The 1965 law opened up the United States to people from India like Patel.

He recalls that at his engineering college back in the Indian state of Gujarat, “when America started to allow people from different countries to come, we all decided to get ready to go.”

Patel immigrated in 1968 and enrolled at Youngstown State University in Ohio, where he earned a master’s degree in structural engineering. He returned in 1971 to marry, and because he had a green card, he was able to sponsor his wife, Amita.

In 1977, he became a US citizen, and sponsored his brother Jay and Jay’s wife for green cards. By 1985, he had also sponsored his mother, five sisters and their husbands and children, most of whom settled in the New York-New Jersey area.

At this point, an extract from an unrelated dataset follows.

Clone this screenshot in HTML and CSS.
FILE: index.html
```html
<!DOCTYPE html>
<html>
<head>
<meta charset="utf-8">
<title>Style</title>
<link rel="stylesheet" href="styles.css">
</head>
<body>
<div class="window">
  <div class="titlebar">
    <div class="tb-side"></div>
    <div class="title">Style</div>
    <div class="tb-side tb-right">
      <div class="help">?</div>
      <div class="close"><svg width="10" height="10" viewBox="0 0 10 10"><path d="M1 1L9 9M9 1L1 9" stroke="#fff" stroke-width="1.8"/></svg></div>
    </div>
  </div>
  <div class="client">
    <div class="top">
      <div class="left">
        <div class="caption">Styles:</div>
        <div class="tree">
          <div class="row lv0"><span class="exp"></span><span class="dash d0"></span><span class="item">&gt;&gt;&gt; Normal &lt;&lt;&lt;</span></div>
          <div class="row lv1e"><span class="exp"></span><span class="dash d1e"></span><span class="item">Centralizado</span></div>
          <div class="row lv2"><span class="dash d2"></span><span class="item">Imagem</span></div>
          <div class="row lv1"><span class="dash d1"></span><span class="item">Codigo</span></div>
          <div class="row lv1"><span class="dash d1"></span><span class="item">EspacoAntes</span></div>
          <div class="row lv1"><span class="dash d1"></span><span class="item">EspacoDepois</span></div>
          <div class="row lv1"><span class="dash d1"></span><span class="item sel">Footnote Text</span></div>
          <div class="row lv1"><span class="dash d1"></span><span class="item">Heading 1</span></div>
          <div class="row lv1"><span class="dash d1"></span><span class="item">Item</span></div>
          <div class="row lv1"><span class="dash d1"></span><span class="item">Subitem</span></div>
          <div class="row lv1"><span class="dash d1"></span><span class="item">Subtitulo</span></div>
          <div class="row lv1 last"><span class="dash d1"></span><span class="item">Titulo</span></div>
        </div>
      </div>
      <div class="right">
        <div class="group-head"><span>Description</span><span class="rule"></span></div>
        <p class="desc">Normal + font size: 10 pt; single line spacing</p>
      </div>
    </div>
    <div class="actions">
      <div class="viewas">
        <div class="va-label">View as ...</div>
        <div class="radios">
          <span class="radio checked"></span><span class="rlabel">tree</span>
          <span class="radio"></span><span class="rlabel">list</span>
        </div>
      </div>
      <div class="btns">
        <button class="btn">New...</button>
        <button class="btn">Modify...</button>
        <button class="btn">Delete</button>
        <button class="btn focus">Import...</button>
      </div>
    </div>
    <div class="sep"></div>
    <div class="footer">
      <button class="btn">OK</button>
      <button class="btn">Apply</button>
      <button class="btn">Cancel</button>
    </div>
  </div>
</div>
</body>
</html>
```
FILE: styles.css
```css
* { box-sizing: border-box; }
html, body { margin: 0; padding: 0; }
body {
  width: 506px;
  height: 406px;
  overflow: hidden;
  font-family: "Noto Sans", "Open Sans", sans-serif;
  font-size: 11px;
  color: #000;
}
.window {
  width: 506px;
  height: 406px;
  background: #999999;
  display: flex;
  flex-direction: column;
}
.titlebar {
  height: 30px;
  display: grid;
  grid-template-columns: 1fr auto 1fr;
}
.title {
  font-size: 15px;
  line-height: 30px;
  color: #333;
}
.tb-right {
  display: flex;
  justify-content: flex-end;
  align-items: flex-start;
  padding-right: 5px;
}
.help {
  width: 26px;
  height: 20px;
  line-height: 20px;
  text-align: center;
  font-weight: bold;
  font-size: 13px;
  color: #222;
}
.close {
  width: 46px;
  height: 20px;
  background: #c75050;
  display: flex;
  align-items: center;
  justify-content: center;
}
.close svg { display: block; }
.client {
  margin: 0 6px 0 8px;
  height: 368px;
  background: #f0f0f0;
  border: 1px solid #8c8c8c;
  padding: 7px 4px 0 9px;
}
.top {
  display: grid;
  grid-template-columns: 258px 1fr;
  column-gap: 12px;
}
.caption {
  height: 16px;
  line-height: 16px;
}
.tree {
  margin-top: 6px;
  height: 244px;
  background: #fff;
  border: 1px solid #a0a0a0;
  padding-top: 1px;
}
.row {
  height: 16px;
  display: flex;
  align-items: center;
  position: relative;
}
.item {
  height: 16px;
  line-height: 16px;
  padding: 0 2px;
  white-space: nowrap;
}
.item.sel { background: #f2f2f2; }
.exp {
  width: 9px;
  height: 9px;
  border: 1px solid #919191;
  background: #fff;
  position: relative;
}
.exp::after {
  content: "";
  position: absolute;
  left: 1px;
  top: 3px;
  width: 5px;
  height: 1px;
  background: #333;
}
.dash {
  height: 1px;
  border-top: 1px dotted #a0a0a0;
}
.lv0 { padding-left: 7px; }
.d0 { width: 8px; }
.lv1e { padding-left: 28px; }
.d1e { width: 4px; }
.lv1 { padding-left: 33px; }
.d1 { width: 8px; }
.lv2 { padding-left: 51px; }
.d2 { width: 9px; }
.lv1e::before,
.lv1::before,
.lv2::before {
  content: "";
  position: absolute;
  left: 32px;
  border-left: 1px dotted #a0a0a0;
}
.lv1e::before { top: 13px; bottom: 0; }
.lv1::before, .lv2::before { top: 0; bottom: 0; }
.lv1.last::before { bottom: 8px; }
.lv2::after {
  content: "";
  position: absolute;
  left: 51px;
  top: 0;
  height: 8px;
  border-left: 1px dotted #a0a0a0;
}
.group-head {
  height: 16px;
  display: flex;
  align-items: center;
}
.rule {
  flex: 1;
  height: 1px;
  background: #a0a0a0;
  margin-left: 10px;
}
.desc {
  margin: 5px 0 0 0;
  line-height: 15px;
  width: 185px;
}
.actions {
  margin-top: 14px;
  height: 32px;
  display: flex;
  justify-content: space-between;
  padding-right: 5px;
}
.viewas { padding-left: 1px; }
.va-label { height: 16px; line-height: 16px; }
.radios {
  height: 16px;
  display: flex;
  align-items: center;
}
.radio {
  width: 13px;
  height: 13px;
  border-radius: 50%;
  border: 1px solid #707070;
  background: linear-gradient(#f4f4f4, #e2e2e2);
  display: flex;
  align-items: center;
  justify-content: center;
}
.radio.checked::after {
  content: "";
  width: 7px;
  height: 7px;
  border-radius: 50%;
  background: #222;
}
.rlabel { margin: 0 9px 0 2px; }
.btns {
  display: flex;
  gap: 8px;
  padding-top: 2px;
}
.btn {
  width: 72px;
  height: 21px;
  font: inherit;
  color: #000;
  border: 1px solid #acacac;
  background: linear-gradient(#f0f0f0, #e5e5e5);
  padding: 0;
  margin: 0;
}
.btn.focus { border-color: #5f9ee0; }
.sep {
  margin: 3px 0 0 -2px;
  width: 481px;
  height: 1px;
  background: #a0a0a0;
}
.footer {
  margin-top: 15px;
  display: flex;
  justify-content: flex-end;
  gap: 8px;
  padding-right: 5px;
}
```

And he had US-born children of his own. His son, Satya, is now a venture capitalist in San Francisco, after working as an executive at Google and Twitter; his daughter, Sita Montgomery, is an interior designer in Salt Lake City with 140,000 followers on Instagram.

Now retired, Patel savours time to play golf and travel — so far, he has visited 50 countries. He devoted a year to planning the Patel reunion in June.

The eldest Patel to attend the event, which included bowling, banquet dinners and a talent show, was 88; the youngest was 9 months old. Patel gave each attendee a royal-blue booklet, its cover emblazoned with a crown and the words “Royal Patel Family Reunion.” Its pages depict the sprawling Patel family tree, starting in India.

“In America, you can still succeed as an immigrant, irrespective of skin colour, religion or country of origin,” said Patel, who likes to point out that Trump’s wife, Melania, sponsored her parents to come to the country she has adopted.